The final proposals for reform in the working paper appertain to the compensation provisions in the 1954 Act, namely compensation for the refusal of a new tenancy under the grounds in section 30(1)(e), (f) or (g) and, second, compensation for misrepresentation. On the issue of compensation for the refusal of a new tenancy the commission is of the opinion that any radical change is beyond the scope of a periodic review such as in the working paper. The anomaly in Edicron Ltd v William Whiteley Ltd [4] 1 WLR 59 is highlighted whereby occupation of some part of the property for at least 14 years qualified the tenant for compensation at the higher rate, and the working paper questions whether reform is necessary to redress this. Finally, the working paper suggests that compensation for loss from misrepresentation should be available where the tenant loses his right to renew without making a court application.
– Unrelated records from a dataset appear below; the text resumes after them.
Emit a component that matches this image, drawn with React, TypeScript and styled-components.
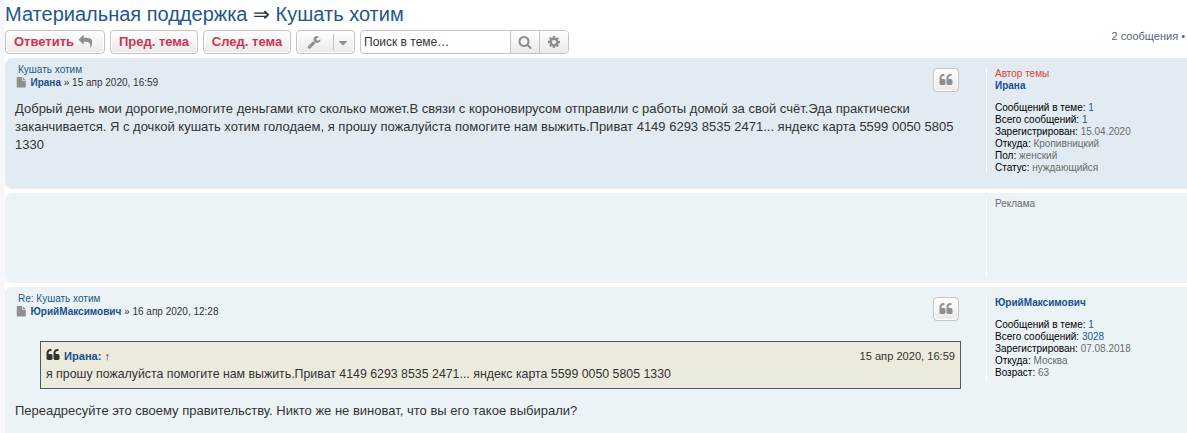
import React from "react";
import styled, { createGlobalStyle } from "styled-components";

const GlobalStyle = createGlobalStyle`
  body {
    margin: 0;
    height: 433px;
    overflow: hidden;
    background-color: #fff;
    color: #333;
    font-family: "Liberation Sans", Arial, sans-serif;
    font-size: 10px;
    line-height: 12px;
  }
`;

const icons = {
  reply:
    "M1792 1120q0 166-127 451-3 7-10.5 24t-13.5 30-13 22q-12 17-28 17-15 0-23.5-10t-8.5-25q0-9 2.5-26.5t2.5-23.5q5-68 5-123 0-112-19.5-200.5t-54-153.5-89-112-119.5-77.5-152-43-178.5-13h-224v256q0 26-19 45t-45 19-45-19l-512-512q-19-19-19-45t19-45l512-512q19-19 45-19t45 19 19 45v256h224q713 0 875 403 53 134 53 333z",
  wrench:
    "M448 1472q0-26-19-45t-45-19-45 19-19 45 19 45 45 19 45-19 19-45zm644-420l-682 682q-37 37-90 37-52 0-91-37l-106-108q-38-36-38-90 0-53 38-91l681-681q39 98 114.5 173.5t173.5 114.5zm634-435q0 39-23 106-47 134-164.5 217.5t-258.5 83.5q-185 0-316.5-131.5t-131.5-316.5 131.5-316.5 316.5-131.5q58 0 121.5 16.5t107.5 46.5q16 11 16 28t-16 28l-293 169v224l193 107q5-3 79-48.5t135.5-81 70.5-35.5q15 0 23.5 10t8.5 25z",
  caret:
    "M1408 704q0 26-19 45l-448 448q-19 19-45 19t-45-19l-448-448q-19-19-19-45t19-45 45-19h896q26 0 45 19t19 45z",
  search:
    "M1216 832q0-185-131.5-316.5t-316.5-131.5-316.5 131.5-131.5 316.5 131.5 316.5 316.5 131.5 316.5-131.5 131.5-316.5zm512 832q0 52-38 90t-90 38q-54 0-90-38l-343-342q-179 124-399 124-143 0-273.5-55.5t-225-150-150-225-55.5-273.5 55.5-273.5 150-225 225-150 273.5-55.5 273.5 55.5 225 150 150 225 55.5 273.5q0 220-124 399l343 343q37 37 37 90z",
  cog: "M1152 896q0-106-75-181t-181-75-181 75-75 181 75 181 181 75 181-75 75-181zm512-109v222q0 12-8 23t-20 13l-185 28q-19 54-39 91 35 50 107 138 10 12 10 25t-9 23q-27 37-99 108t-94 71q-12 0-26-9l-138-108q-44 23-91 38-16 136-29 186-7 28-36 28h-222q-14 0-24.5-8.5t-11.5-21.5l-28-184q-49-16-90-37l-141 107q-10 9-25 9-14 0-25-11-126-114-165-168-7-10-7-23 0-12 8-23 15-21 51-66.5t54-70.5q-27-50-41-99l-183-27q-13-2-21-12.5t-8-23.5v-222q0-12 8-23t19-13l186-28q14-46 39-92-40-57-107-138-10-12-10-24 0-10 9-23 26-36 98.5-107.5t94.5-71.5q13 0 26 10l138 107q44-23 91-38 16-136 29-186 7-28 36-28h222q14 0 24.5 8.5t11.5 21.5l28 184q49 16 90 37l142-107q9-9 24-9 13 0 25 10 129 119 165 170 7 8 7 22 0 12-8 23-15 21-51 66.5t-54 70.5q26 50 41 98l183 28q13 2 21 12.5t8 23.5z",
  file: "M1152 512v-472q22 14 36 28l408 408q14 14 28 36h-472zm-128 32q0 40 28 68t68 28h544v1056q0 40-28 68t-68 28h-1344q-40 0-68-28t-28-68v-1600q0-40 28-68t68-28h800v544z",
  quote:
    "M832 960v384q0 80-56 136t-136 56h-384q-80 0-136-56t-56-136v-704q0-104 40.5-198.5t109.5-163.5 163.5-109.5 198.5-40.5h64q26 0 45 19t19 45v128q0 26-19 45t-45 19h-64q-106 0-181 75t-75 181v32q0 40 28 68t68 28h224q80 0 136 56t56 136zm896 0v384q0 80-56 136t-136 56h-384q-80 0-136-56t-56-136v-704q0-104 40.5-198.5t109.5-163.5 163.5-109.5 198.5-40.5h64q26 0 45 19t19 45v128q0 26-19 45t-45 19h-64q-106 0-181 75t-75 181v32q0 40 28 68t68 28h224q80 0 136 56t56 136z",
};

const Svg = styled.svg`
  display: block;
  flex: none;
  fill: currentColor;
`;

const Icon = ({ name, size = 14 }: { name: keyof typeof icons; size?: number }) => (
  <Svg width={size} height={size} viewBox="0 0 1792 1792">
    <path d={icons[name]} />
  </Svg>
);

const Page = styled.div`
  padding-left: 5px;
  height: 433px;
  overflow: hidden;
  background: linear-gradient(to right, #f5f7fa 4px, #fff 5px);
`;

const Title = styled.h2`
  margin: 0;
  padding-top: 2px;
  height: 28px;
  box-sizing: border-box;
  font-size: 20px;
  line-height: 24px;
  font-weight: 400;
  color: #28313f;
  white-space: nowrap;
`;

const Link = styled.a<{ $bold?: boolean }>`
  color: ${(p) => (p.$bold ? "#1a5090" : "#22578a")};
  font-weight: ${(p) => (p.$bold ? 700 : 400)};
`;

const ActionBar = styled.div`
  display: flex;
  height: 30px;
`;

const Button = styled.a<{ $width: number }>`
  display: flex;
  align-items: center;
  justify-content: center;
  gap: 5px;
  box-sizing: border-box;
  width: ${(p) => p.$width}px;
  height: 24px;
  margin: 2px 5px 0 0;
  padding-bottom: 1px;
  border: 1px solid #c7c3bf;
  border-radius: 4px;
  background: linear-gradient(#fff, #e9e9e9);
  box-shadow: 0 0 0 1px #fff inset;
  color: #d23252;
  font-size: 13px;
  font-weight: 700;
  white-space: nowrap;

  svg {
    color: #8f8f8f;
  }
`;

const ReplyButton = styled(Button)`
  justify-content: flex-start;
  gap: 4px;
  padding-left: 8px;
`;

const ToolsButton = styled(Button)`
  justify-content: flex-start;
  gap: 0;
  padding-left: 10px;
`;

const Caret = styled.span`
  display: flex;
  align-items: center;
  height: 16px;
  margin: 1px 0 0 12px;
  padding: 1px 0 0 2px;
  box-sizing: border-box;
  border-left: 1px solid #c7c3bf;
`;

const SearchBox = styled.div`
  display: flex;
  box-sizing: border-box;
  width: 209px;
  height: 24px;
  margin-top: 2px;
  border: 1px solid #c7c3bf;
  border-radius: 4px;
  overflow: hidden;
`;

const SearchField = styled.div`
  flex: 1;
  padding-left: 3px;
  font-size: 12px;
  line-height: 22px;
`;

const SearchButton = styled.div`
  display: flex;
  align-items: center;
  justify-content: center;
  width: 28px;
  border-left: 1px solid #c7c3bf;
  background: linear-gradient(#fff, #e9e9e9);
  color: #8f8f8f;

  svg {
    margin-top: -1px;
  }
`;

const Pagination = styled.div`
  margin-left: auto;
  padding: 2px 2px 0 0;
  font-size: 11px;
  line-height: 13px;
  color: #536482;
  white-space: nowrap;
`;

const Post = styled.div<{ $height: number; $dark?: boolean }>`
  display: flex;
  box-sizing: border-box;
  height: ${(p) => p.$height}px;
  margin-bottom: 4px;
  padding: 5px 0 0 10px;
  border-radius: 7px 0 0 7px;
  background-color: ${(p) => (p.$dark ? "#e1ebf1" : "#ebf3f7")};
`;

const PostBody = styled.div`
  display: flex;
  flex-direction: column;
  flex: none;
  width: 946px;
`;

const PostHeader = styled.div`
  display: flex;
  justify-content: space-between;
  height: 37px;
`;

const Subject = styled.div`
  padding: 1px 0 0 3px;
  height: 12px;
`;

const Byline = styled.div`
  display: flex;
  align-items: center;
  gap: 4px;
  height: 13px;
`;

const FileIcon = styled.span`
  padding-left: 1px;
  color: #8f8f8f;
`;

const QuoteButton = styled.div`
  display: flex;
  align-items: center;
  justify-content: center;
  box-sizing: border-box;
  width: 26px;
  height: 24px;
  margin: 5px 2px 0 0;
  padding-bottom: 1px;
  border: 1px solid #c7c3bf;
  border-radius: 4px;
  background: linear-gradient(#fff, #e9e9e9);
  box-shadow: 0 0 0 1px #fff inset;
  color: #8f8f8f;
`;

const Content = styled.div`
  font-size: 13px;
  line-height: 18px;
`;

const Quote = styled.blockquote`
  box-sizing: border-box;
  width: 921px;
  height: 48px;
  margin: 12px 0 13px 25px;
  padding: 5px;
  border: 1px solid #4d5b66;
  background-color: #ebeadd;
  font-size: 12.35px;
  line-height: 18px;
  white-space: nowrap;
`;

const Cite = styled.div`
  display: flex;
  align-items: center;
  height: 18px;
  font-size: 11.1px;

  svg {
    margin: -3px 4px 0 0;
  }
`;

const QuoteDate = styled.span`
  margin-left: auto;
`;

const Profile = styled.dl<{ $height: number; $top?: number }>`
  box-sizing: border-box;
  flex: none;
  height: ${(p) => p.$height}px;
  margin: ${(p) => p.$top ?? 5}px 0 0 25px;
  padding-left: 8px;
  border-left: 1px solid #fff;
  color: #6b6b6b;
  white-space: nowrap;

  dt {
    margin-bottom: 10px;
  }

  dd {
    margin: 0;
  }

  dd > b {
    color: #000;
    font-weight: 400;
  }
`;

const Starter = styled.div`
  color: #dd3f43;
`;

type Field = { label: string; value: string; link?: boolean };

const Fields = ({ items }: { items: Field[] }) => (
  <>
    {items.map((f) => (
      <dd key={f.label}>
        <b>{f.label}:</b> {f.link ? <Link>{f.value}</Link> : f.value}
      </dd>
    ))}
  </>
);

const Header = ({ subject, author, date }: { subject: string; author: string; date: string }) => (
  <PostHeader>
    <div>
      <Subject>
        <Link>{subject}</Link>
      </Subject>
      <Byline>
        <FileIcon>
          <Icon name="file" size={10.5} />
        </FileIcon>
        <span>
          <Link $bold>{author}</Link> » {date}
        </span>
      </Byline>
    </div>
    <QuoteButton>
      <Icon name="quote" />
    </QuoteButton>
  </PostHeader>
);

export default function App() {
  return (
    <Page>
      <GlobalStyle />
      <Title>
        <Link>Материальная поддержка</Link> ⇒ <Link>Кушать хотим</Link>
      </Title>
      <ActionBar>
        <ReplyButton $width={100}>
          Ответить <Icon name="reply" />
        </ReplyButton>
        <Button $width={88}>Пред. тема</Button>
        <Button $width={88}>След. тема</Button>
        <ToolsButton $width={59}>
          <Icon name="wrench" />
          <Caret>
            <Icon name="caret" />
          </Caret>
        </ToolsButton>
        <SearchBox>
          <SearchField>Поиск в теме…</SearchField>
          <SearchButton>
            <Icon name="search" />
          </SearchButton>
          <SearchButton>
            <Icon name="cog" />
          </SearchButton>
        </SearchBox>
        <Pagination>2 сообщения •</Pagination>
      </ActionBar>

      <Post $height={131} $dark>
        <PostBody>
          <Header subject="Кушать хотим" author="Ирана" date="15 апр 2020, 16:59" />
          <Content>
            Добрый день мои дорогие,помогите деньгами кто сколько может.В связи с короновирусом
            отправили с работы домой за свой счёт.Эда практически заканчивается. Я с дочкой кушать
            хотим голодаем, я прошу пожалуйста помогите нам выжить.Приват 4149 6293 8535 2471...
            яндекс карта 5599 0050 5805 1330
          </Content>
        </PostBody>
        <Profile $height={105}>
          <dt>
            <Starter>Автор темы</Starter>
            <Link $bold>Ирана</Link>
          </dt>
          <Fields
            items={[
              { label: "Сообщений в теме", value: "1", link: true },
              { label: "Всего сообщений", value: "1", link: true },
              { label: "Зарегистрирован", value: "15.04.2020" },
              { label: "Откуда", value: "Кропивницкий" },
              { label: "Пол", value: "женский" },
              { label: "Статус", value: "нуждающийся" },
            ]}
          />
        </Profile>
      </Post>

      <Post $height={90}>
        <PostBody />
        <Profile $height={80} $top={0}>
          <dd>Реклама</dd>
        </Profile>
      </Post>

      <Post $height={160}>
        <PostBody>
          <Header subject="Re: Кушать хотим" author="ЮрийМаксимович" date="16 апр 2020, 12:28" />
          <Content>
            <Quote>
              <Cite>
                <Icon name="quote" />
                <Link $bold>Ирана:</Link>&nbsp;↑
                <QuoteDate>15 апр 2020, 16:59</QuoteDate>
              </Cite>
              я прошу пожалуйста помогите нам выжить.Приват 4149 6293 8535 2471... яндекс карта 5599
              0050 5805 1330
            </Quote>
            Переадресуйте это своему правительству. Никто же не виноват, что вы его такое выбирали?
          </Content>
        </PostBody>
        <Profile $height={85}>
          <dt>
            <Link $bold>ЮрийМаксимович</Link>
          </dt>
          <Fields
            items={[
              { label: "Сообщений в теме", value: "1", link: true },
              { label: "Всего сообщений", value: "3028", link: true },
              { label: "Зарегистрирован", value: "07.08.2018" },
              { label: "Откуда", value: "Москва" },
              { label: "Возраст", value: "63" },
            ]}
          />
        </Profile>
      </Post>
    </Page>
  );
}
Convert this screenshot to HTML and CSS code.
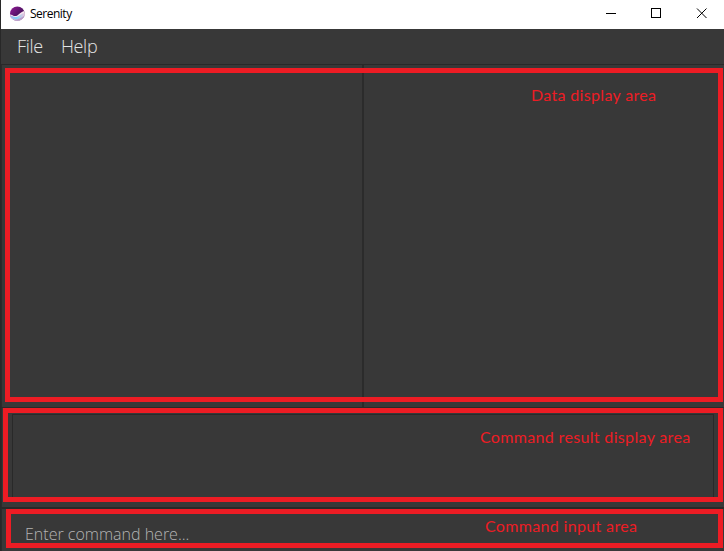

To summarise, the Law Commission’s working paper suggests proposed reforms on:
(1) Ownership of business
(2) Leases of incorporeal hereditaments
(3) Unauthorised business use
(4) Landlord’s notice to terminate tenancy, where reversion is split
(5) Tenant’s request to renew periodic tenancy
(6) Tenant’s “pre-emptive strike”
(7) Tenant’s notice to end fixed-term tenancy
(8) Sanctions for failure to give information
(9) Service of landlord’s counternotice
(10) Service of tenant’s counternotice
(11) Court application time-limits
(12) Changes in interim rent
(13)Applications for interim rent
(14) Approved contracting out
(15) Surrenders and agreements to surrender
(16) Offer-back clauses
(17) Length of term of new tenancy
(18) Compensation for refusal of new tenancy
(19) Compensation for misrepresentation.